By the way, I did not completely answer your question, my bad. Dealers or Big Box Stores? Definitely Dealers, as you read earlier, to develop a relationship, availability of parts AND having some kind of priority over owners not buying from them when time comes to get any service required under warranty or not. My 2 cents...


----------



## groomerz (Feb 7, 2015)

you might be better using a credit card that offers free extended warranty on purchses. Check with your credit cards. I use my amex hilton card and have used the warranty a couple times . 200$ digital camera and a 250$ fitbit watch. They didnt fix either just apply a credit for purchase amount to your bill. yOU HAVE TO HAVE THE RECEIPT. That is what they bank on you losing the recipt. Its a honda so you should be good.


----------



## Super Mech (Dec 19, 2020)

I bought mine from a Honda dealer for warranty purposes. Also they gave me a great price. Mine blows heavy wet snow and most slush without a problem and I don’t think I’ve ever clogged the chute.


----------



## klawrencNH (Dec 3, 2018)

My local dealer was offering discounts with Honda financing in December, so there might be an opportunity for additional savings there. Even if you're looking to pay cash, it could work out if you just paid it off once you get the deal.


----------



## oni888 (Dec 27, 2020)

buy from the Honda dealer and screw the extra warranty nonsense. do not be afraid to negotiate with the dealer. the dealer has the machines on Honda's "floor plan" which gives dealers some time before interest starts to accumulate and they do not pay until the unit is sold and Honda contracted inventory people come in to check the stock. you pay them for all sold machines. when i was a dealer back in the 80's we were all happy to make a 100 dollars on each sale considering all the Honda dealers in nearby areas.

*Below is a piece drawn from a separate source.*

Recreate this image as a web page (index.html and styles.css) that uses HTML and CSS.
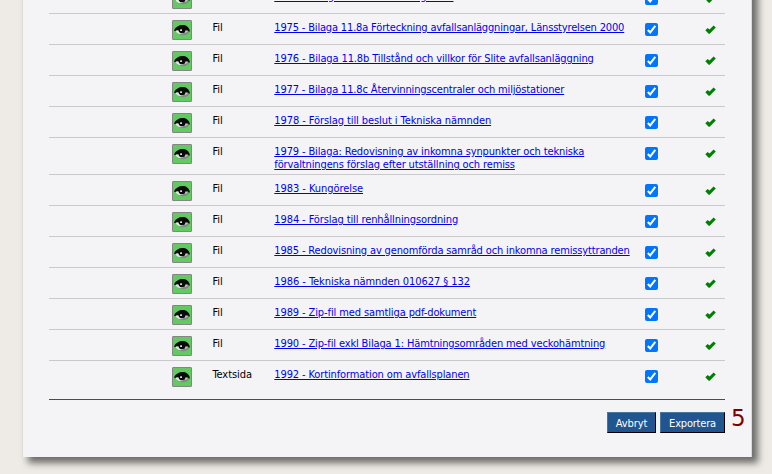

Lowes on the other hand, avoid. i bought an Ariens machine there back in november and it would not throw a 3 inch snow we had in late december. i tried to return it and was told i had it longer than the 30 day return policy by about 2 weeks. only nearby dealer is a service center so i had to crawl into that store. it picked up the machine last tuesday and with pickup/return and a 40.00 "diagnostic fee" i am looking at 130.00 bill without even having any idea if the repair is even warrantable. i have yet to hear anything from said dealer on the issue either.


----------



## farmer52 (Dec 27, 2020)

Can't help with the machine but ask yourself these questions - 
Where do I go for major parts?
Where do I go for warranty/service?
Where do I go for machine advise?
What if I want to upgrade and trade the machine?

Most likely the answers will be "the dealer".
Perhaps the dealer will offer an extended warranty.


----------